仙台は日本選手権の優勝後、県知事、仙台市長への表敬訪問、スポンサーへの挨拶まわり、さらには、WEリーグ マイナビ仙台レディース公式戦や、J2ベガルタ仙台公式戦での優勝報告会を経て、チームは4月から再始動。日本選手権では怪我をおしてチームを引っ張った佐藤翔は今回はコーチに回った。斎藤陽翔が2試合で8点を決め、キャプテンの日景も1点、そして初出場の堺が3点を決めた。
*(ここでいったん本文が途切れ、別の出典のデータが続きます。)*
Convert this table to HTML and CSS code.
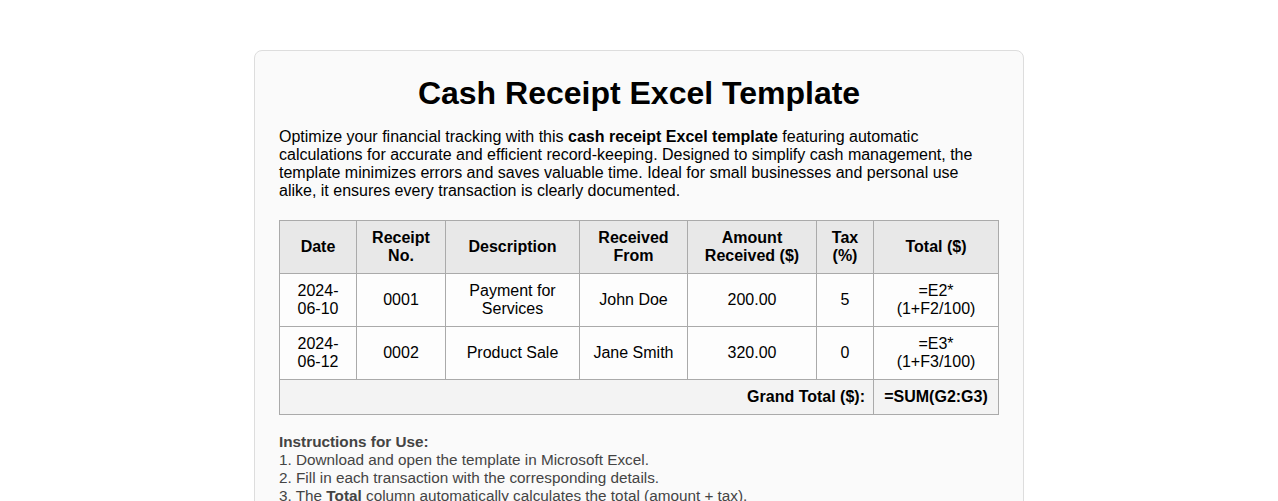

3月2日 セイホクパーク石巻のWEリーグ公式戦で優勝報告をする斎藤陽翔(中央)。

「(堺は)彼のプライド、日本ブラインドサッカー協会から後押し、密着取材などプレッシャーのある中で3点を決めた。素晴らしい、その一言に尽きる」と佐藤は語った。「日本選手権に向けて、Freebirdさんでの練習(堺は、この4月より筑波大学附属視覚特別支援学校に入学、寄宿舎生活を送っている)、ユーストレセン、そして仙台での練習を通じてさらに成長していくのではないか」と期待をかける。本人も「目標はLA28に代表として参加すること」と夢は膨らむ。
2022年から筆者はブラサカの取材をしているが、その中で公式戦初出場で得点を挙げた選手は2023年の世界選手権で公式戦初ゲームで1点を記録した島谷花菜、今年の松本山雅の蒔田、そしてこの堺。その中で初戦で複数得点したのは堺が初めて。実際にインタビューをしてみて実にハキハキと自分の意見を語っているのがとても印象的だった。代表を目指すにはチームの斎藤陽翔という先輩もいる。まずは彼が目標だろうか。チームと共に今後の成長に期待したい。

大会を振り返って

この大会は、「2023年より開始した、「JBFA×クラブチーム×地域」の3者協働の取り組みにより業務委託を受けた、クラブチーム(コルジャ仙台)が大会運営の一部を担い(広報文より)」様々な取り組みを行っていた。ゲストとして、リオデジャネイロ五輪バレーボール日本代表の佐藤あり紗氏、前ベガルタ仙台キャプテン遠藤康氏、ヴォスクオーレ仙台平澤凌選手、税田拓基選手、浅野翼選手が試合開始のキックインのキッカーを務めた。また、仙台すずめ踊り祭連「みやぎの雀」が、ハーフタイムに演舞を披露し、日本盲導犬協会がブースを構え、フットゴルフの体験会など色々な取り組みがなされた。

佐藤あり沙氏によるキックインイベント。

みやぎの雀によるハーフタイム演舞。

試合のプレー時間は国際試合では20分プレイングタイムが採用されているが本大会は15分プレイングタイムだった。なお、先日ブラサカウィークインうめきたからアイパッチ(ゴーグルの下で目にはるもの)の運用が新たなプロセスが加わった。従来は試合開始直前に審判が選手にゴーグルをあげてもらってちゃんと装着されているかを確認するだけだった。特に女子の国際試合ではB2,B3の弱視の選手が参加すること、また日本では晴眼の選手が参加することも考慮し、試合前のピッチ練習の前に、審判がみているところでスタッフがアイパッチを選手に貼るようになった。それが実運用されたこともここに報告しておく。

世田谷の選手へのアイパッチ貼りをチェックする審判の櫻井吏麿(中央 黒)。

北海道の木村にアドバイスを送る仙台の佐々木。こういった交流も地域リーグの魅力。

表彰されるキャプテン日景淳也と堺龍太。バナーも登場。